Getting Ready for the Truth First I participated in a learning workshop to prepare for our writing workshop with girls living at Angela’s House. LaKendra Baker, former project manager for the Center to End Adolescent Sexual Exploitation, had us listen to demeaning, yet popular songs about women, and then made us truly think about what the lyrics meant. She told us about the realities of the world of sexual exploitation for young girls — how the girls were preyed on, how they so often fell into the world of prostitution and exploitation in very mundane and very scary ways. Baker told us that the problem, though frighteningly silent, was huge, so huge in fact that Atlanta is considered one of the top U.S. cities for the sexual exploitation of children. I learned that every day in Atlanta and many other U.S. cities, girls as young as 7 are being sold in person and via the Internet. Evidently there are many men (and even some women) who prefer those who are younger because they think kids and teenagers are “cleaner” or more “innocent.” By the time Baker left the office, my head was pounding. I couldn’t seem to wrap my head around all that I had learned, and the fact that I hadn’t even started on this Girls’ Group project made me dread that eventually we would have to go and begin the workshop. We had been introduced to the realities of child sexual exploitation only a week before we started working with girls. In the days following, all the way up until the day when we first drove to Angela’s House, I seriously considered calling VOX and saying I just couldn’t handle it.

Meeting the Girls The first day to meet the girls at Angela’s House came too quickly, and I found myself sitting in the backseat of Rachel’s (our adult supporter) van with my fellow volunteers Keosha and Marjon — and the three of us were uncharacteristically quiet. Rachel was constantly reassuring us, telling us that we would do fine. But no matter how encouraging her words were, I was nervous anyway.

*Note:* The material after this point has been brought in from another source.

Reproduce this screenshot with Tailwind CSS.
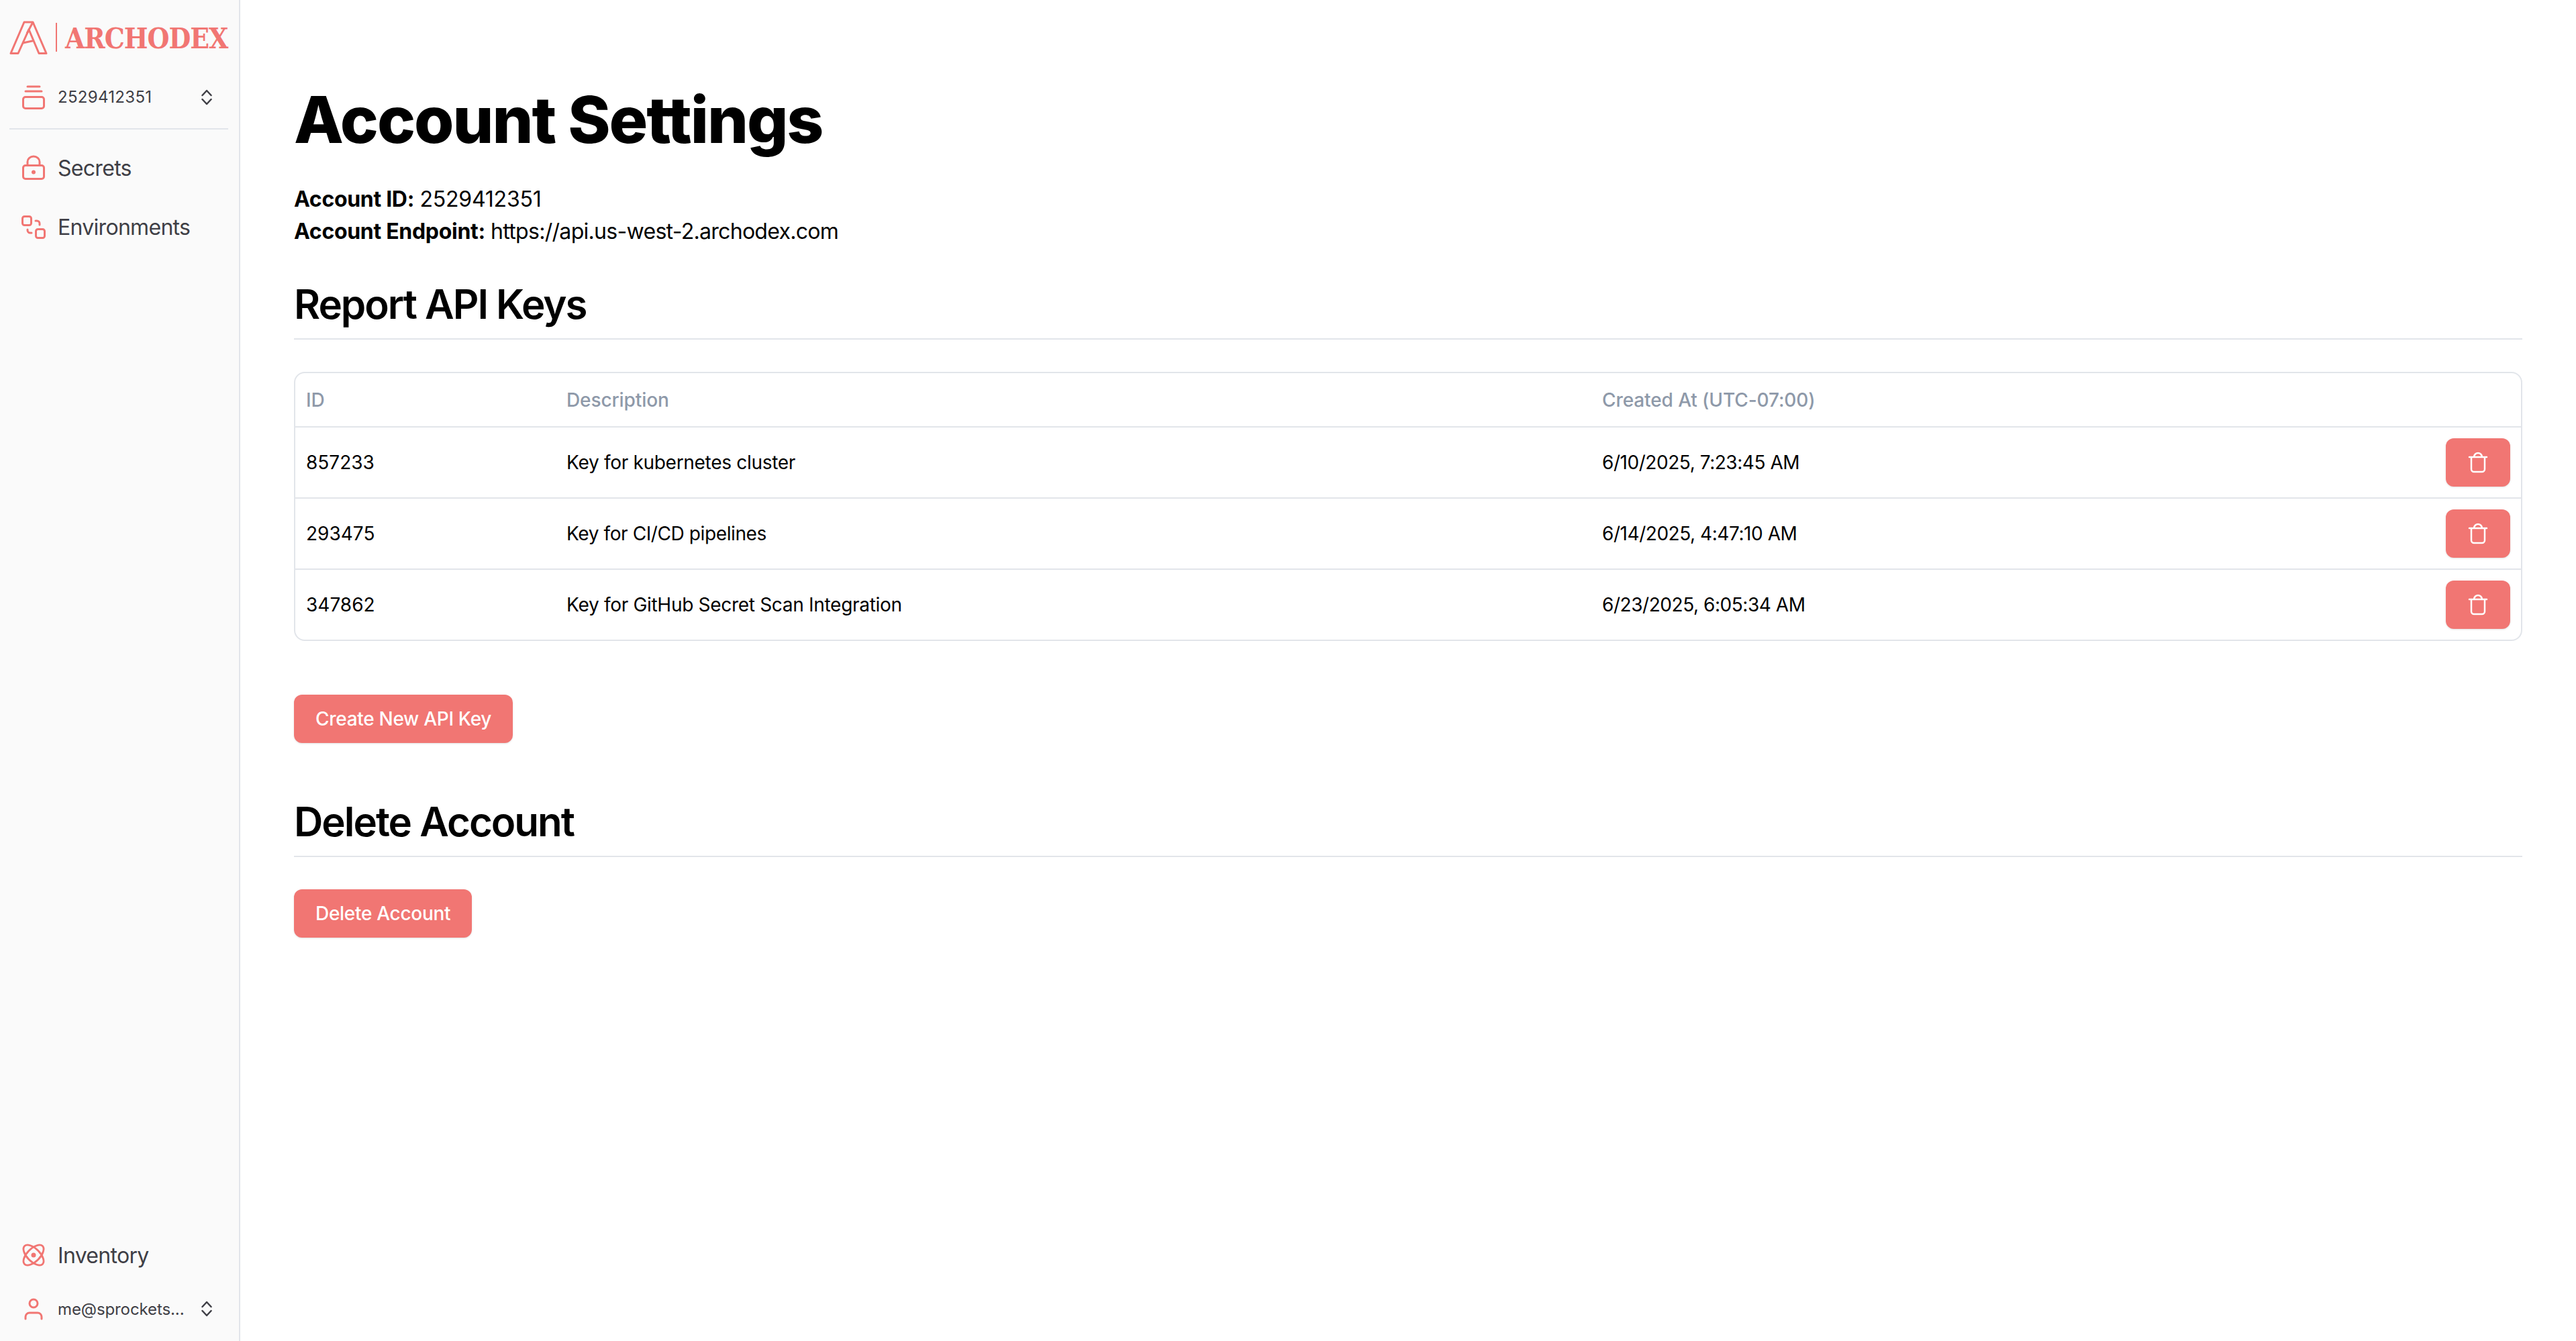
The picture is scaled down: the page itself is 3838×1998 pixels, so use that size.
<!DOCTYPE html>
<html lang="en">
<head>
    <meta charset="UTF-8">
    <title>Account Settings</title>
    <script src="https://cdn.jsdelivr.net/npm/@tailwindcss/browser@4"></script>
</head>
<body class="bg-white text-black font-['Inter',sans-serif] h-[1998px] overflow-hidden flex">
    <!-- sidebar -->
    <aside class="w-[358px] shrink-0 h-full bg-[#fafafa] border-r-2 border-[#e2e5ea] pl-[14px] pr-[16px] flex flex-col justify-between text-[#3f3f46]">
        <div>
            <div class="h-[100px] flex items-start pt-[31px] gap-[12px]">
                <svg class="w-[57px] h-[50px] shrink-0" viewBox="0 0 57 50" fill="none" stroke="#f17673" stroke-width="3" stroke-linejoin="round">
                    <path d="M2 48.500 L22 2 H35 L55 48.500 H44 L29 13 L13 48.500 Z"/>
                    <path d="M35 2 L26 19 M20 33 L36.500 29.500"/>
                </svg>
                <div class="w-[2px] h-[43px] mt-[3px] bg-[#f17673]"></div>
                <span class="font-['DejaVu_Serif_Condensed','DejaVu_Serif',serif] font-bold text-[42px] leading-[50px] mt-[2px] text-[#f17673] tracking-[-1px]">ARCHODEX</span>
            </div>
            <div class="h-[93px] border-b-2 border-[#e2e5ea] px-[16px] flex items-center gap-[16px] pb-[2px]">
                <svg class="w-[40px] h-[40px] shrink-0" viewBox="0 0 40 40" fill="none" stroke="#f17673" stroke-width="3" stroke-linecap="round">
                    <rect x="4.500" y="19.500" width="31" height="17" rx="3.500"/>
                    <path d="M11 4h18M8 11h24"/>
                </svg>
                <span class="text-[24px] flex-1 tracking-[0.3px]">2529412351</span>
                <svg class="w-[16px] h-[24px] mr-[8px]" viewBox="0 0 16 24" fill="none" stroke="#3f3f46" stroke-width="2.500" stroke-linecap="round" stroke-linejoin="round">
                    <path d="M1.500 9l6.500-7 6.500 7M1.500 15l6.500 7 6.500-7"/>
                </svg>
            </div>
            <nav class="mt-[13px] text-[32px] tracking-[-0.7px]">
                <a class="h-[88px] px-[16px] flex items-center gap-[16px]">
                    <svg class="w-[40px] h-[40px] shrink-0" viewBox="0 0 40 40" fill="none" stroke="#f17673" stroke-width="3" stroke-linecap="round">
                        <rect x="4.500" y="16.500" width="31" height="20" rx="3.500"/>
                        <path d="M11 16v-5a9 8 0 0 1 18 0v5"/>
                        <circle cx="20" cy="26.500" r="3" fill="#f17673" stroke="none"/>
                    </svg>
                    <span class="pt-[2px]">Secrets</span>
                </a>
                <a class="h-[88px] px-[16px] flex items-center gap-[16px]">
                    <svg class="w-[40px] h-[40px] shrink-0" viewBox="0 0 40 40" fill="none" stroke="#f17673" stroke-width="3" stroke-linecap="round">
                        <rect x="3.500" y="4.500" width="13" height="13" rx="3"/>
                        <rect x="23.500" y="23.500" width="13" height="13" rx="3"/>
                        <path d="M23 11h2a4 4 0 0 1 4 4v2M17 29h-2a4 4 0 0 1-4-4v-1"/>
                    </svg>
                    <span class="pt-[2px]">Environments</span>
                </a>
            </nav>
        </div>
        <div>
            <a class="h-[88px] px-[16px] flex items-center gap-[16px] text-[32px] tracking-[-0.7px]">
                <svg class="w-[40px] h-[40px] shrink-0" viewBox="0 0 40 40" fill="none" stroke="#f17673" stroke-width="3">
                    <ellipse cx="20" cy="20" rx="20" ry="10" transform="translate(20 20) rotate(45) scale(.95) translate(-20 -20)"/>
                    <ellipse cx="20" cy="20" rx="20" ry="10" transform="translate(20 20) rotate(-45) scale(.95) translate(-20 -20)"/>
                    <circle cx="20" cy="20" r="3.500" fill="#f17673" stroke="none"/>
                </svg>
                <span class="pt-[2px]">Inventory</span>
            </a>
            <div class="h-[72px] px-[16px] flex items-center gap-[16px] mb-[12px]">
                <svg class="w-[40px] h-[40px] shrink-0" viewBox="0 0 40 40" fill="none" stroke="#f17673" stroke-width="3" stroke-linecap="round">
                    <circle cx="20" cy="12" r="6"/>
                    <path d="M8 35v-3a6 6 0 0 1 6-6h12a6 6 0 0 1 6 6v3"/>
                </svg>
                <span class="text-[24px] flex-1 whitespace-nowrap tracking-[-0.1px] pt-[1px]">me@sprockets...</span>
                <svg class="w-[16px] h-[24px] mr-[8px]" viewBox="0 0 16 24" fill="none" stroke="#3f3f46" stroke-width="2.500" stroke-linecap="round" stroke-linejoin="round">
                    <path d="M1.500 9l6.500-7 6.500 7M1.500 15l6.500 7 6.500-7"/>
                </svg>
            </div>
        </div>
    </aside>

    <!-- main -->
    <main class="flex-1 px-[80px] pt-[138px]">
        <h1 class="text-[96px] leading-[80px] font-extrabold tracking-[-2px]">Account Settings</h1>
        <div class="mt-[55px] text-[32px] leading-[48px] tracking-[-0.7px]">
            <p><b class="font-bold tracking-[-0.3px]">Account ID:</b> <span class="tracking-[-0.2px]">2529412351</span></p>
            <p><b class="font-bold tracking-[-0.3px]">Account Endpoint:</b> https://api.us-west-2.archodex.com</p>
        </div>
        <h2 class="mt-[52px] text-[60px] leading-[64px] font-semibold tracking-[-2px] pb-[19px] border-b-2 border-[#e2e5ea]">Report API Keys</h2>
        <div class="mt-[48px] border-2 border-[#e2e5ea] rounded-[16px] overflow-hidden">
            <table class="w-full table-fixed text-[28px] text-left">
                <thead>
                    <tr class="h-[80px] text-[#8e99a9] tracking-[-0.1px]">
                        <th class="w-[388px] pl-[16px] font-medium">ID</th>
                        <th class="w-[1543px] pl-[16px] font-medium">Description</th>
                        <th class="pl-[16px] font-medium">Created At (UTC-07:00)</th>
                        <th class="w-[128px]"></th>
                    </tr>
                </thead>
                <tbody class="tracking-[-0.3px]">
                    <tr class="h-[106px] border-t-2 border-[#e2e5ea]">
                        <td class="pl-[16px] tracking-normal">857233</td>
                        <td class="pl-[16px]">Key for kubernetes cluster</td>
                        <td class="pl-[16px] tracking-[-0.45px]">6/10/2025, 7:23:45 AM</td>
                        <td class="pr-[16px] text-right">
                            <button class="w-[96px] h-[72px] inline-flex items-center justify-center align-middle rounded-[12px] bg-[#f17673] shadow-sm">
                                <svg class="w-[32px] h-[32px]" viewBox="0 0 32 32" fill="none" stroke="#fff" stroke-width="2.500" stroke-linecap="round" stroke-linejoin="round">
                                    <path d="M3 8h26M6 8v18a4 4 0 0 0 4 4h12a4 4 0 0 0 4-4V8M10 8a6 6 0 0 1 12 0"/>
                                </svg>
                            </button>
                        </td>
                    </tr>
                    <tr class="h-[106px] border-t-2 border-[#e2e5ea]">
                        <td class="pl-[16px] tracking-normal">293475</td>
                        <td class="pl-[16px] tracking-[-0.4px]">Key for CI/CD pipelines</td>
                        <td class="pl-[16px] tracking-[-0.45px]">6/14/2025, 4:47:10 AM</td>
                        <td class="pr-[16px] text-right">
                            <button class="w-[96px] h-[72px] inline-flex items-center justify-center align-middle rounded-[12px] bg-[#f17673] shadow-sm">
                                <svg class="w-[32px] h-[32px]" viewBox="0 0 32 32" fill="none" stroke="#fff" stroke-width="2.500" stroke-linecap="round" stroke-linejoin="round">
                                    <path d="M3 8h26M6 8v18a4 4 0 0 0 4 4h12a4 4 0 0 0 4-4V8M10 8a6 6 0 0 1 12 0"/>
                                </svg>
                            </button>
                        </td>
                    </tr>
                    <tr class="h-[105px] border-t-2 border-[#e2e5ea]">
                        <td class="pl-[16px] tracking-normal">347862</td>
                        <td class="pl-[16px]">Key for GitHub Secret Scan Integration</td>
                        <td class="pl-[16px] tracking-[-0.45px]">6/23/2025, 6:05:34 AM</td>
                        <td class="pr-[16px] text-right">
                            <button class="w-[96px] h-[72px] inline-flex items-center justify-center align-middle rounded-[12px] bg-[#f17673] shadow-sm">
                                <svg class="w-[32px] h-[32px]" viewBox="0 0 32 32" fill="none" stroke="#fff" stroke-width="2.500" stroke-linecap="round" stroke-linejoin="round">
                                    <path d="M3 8h26M6 8v18a4 4 0 0 0 4 4h12a4 4 0 0 0 4-4V8M10 8a6 6 0 0 1 12 0"/>
                                </svg>
                            </button>
                        </td>
                    </tr>
                </tbody>
            </table>
        </div>
        <button class="mt-[80px] h-[72px] px-[32px] rounded-[12px] bg-[#f17673] shadow-sm text-white text-[28px] font-medium tracking-[-0.3px] block">Create New API Key</button>
        <h2 class="mt-[85px] text-[60px] leading-[64px] font-semibold tracking-[-2px] pb-[19px] border-b-2 border-[#e2e5ea]">Delete Account</h2>
        <button class="mt-[48px] h-[72px] px-[32px] rounded-[12px] bg-[#f17673] shadow-sm text-white text-[28px] font-medium tracking-[-0.3px] block">Delete Account</button>
    </main>
</body>
</html>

Walking up to the large, pretty house, my anxiety was almost too much to bear. Keosha made some small offhand comment, I can’t even remember what it was, and we all broke into nervous titters. It was Rachel who rang the doorbell as Keosha, Marjon and I all looked anywhere but at the door. But when it opened, I was surprised to find a girl around my age, bright eyed and pretty, who led us into the living room where three other girls sat on couches. Nervously peeking around, I realized that the girls were looking at us not with mean, angry faces, but rather that they looked just as curious as we felt. We introduced ourselves shyly to one another. Then Keosha, Marjon and I told them what we were there for, and we quickly jumped into the workshop. This first workshop was sort of a getting-to-know-each-other type of thing, and I realized something — I had a lot in common with the girls, not just things like favorite colors and tastes in music, but stuff on even more basic levels. We looked at life from the same points of view; we giggled at the same jokes.

Like Sisters to Me There are times when the girls I’ve met seem like sisters to me. If I can’t find something in them that reminds me of myself then there’s always something that reminds me of someone else I know. Looking back I think the reason that I was so afraid of meeting the girls at Angela’s House had nothing to do with the girls themselves. What I was truly scared about was learning the truth of their situations.

One truth I was surprised about was that almost everything these girls did to fall prey to sexual exploitation and wind up at Angela’s House had been done out of love. They were almost always exploited by someone they knew and were close to. A lot of times it was a boyfriend.

It made me scared to think that the girls’ desire to love someone and in return be loved — a perfectly normal and human feeling — had been so twisted and used to the advantage of the pimps. After I got to know the girls better, after I got to love them, this knowledge of how they were manipulated and abused made me angry. I kept thinking, Who would do something like this? The question still goes unanswered and my anger has not subsided. VOX’s Girls Group program taught me that there’s really no difference from the girls at Angela’s House (and probably most other girls who have been sexually exploited) and myself. When I first heard about this huge and silent problem, I thought that the victims were somehow different than me.

But this is just not the case at all. The only difference between these girls and me or other girls is that they found themselves put into a series of situations that we never have had the misfortune to experience. But given different circumstances, it could easily have happened to us, too.

Yasmin is a junior at Riverside High.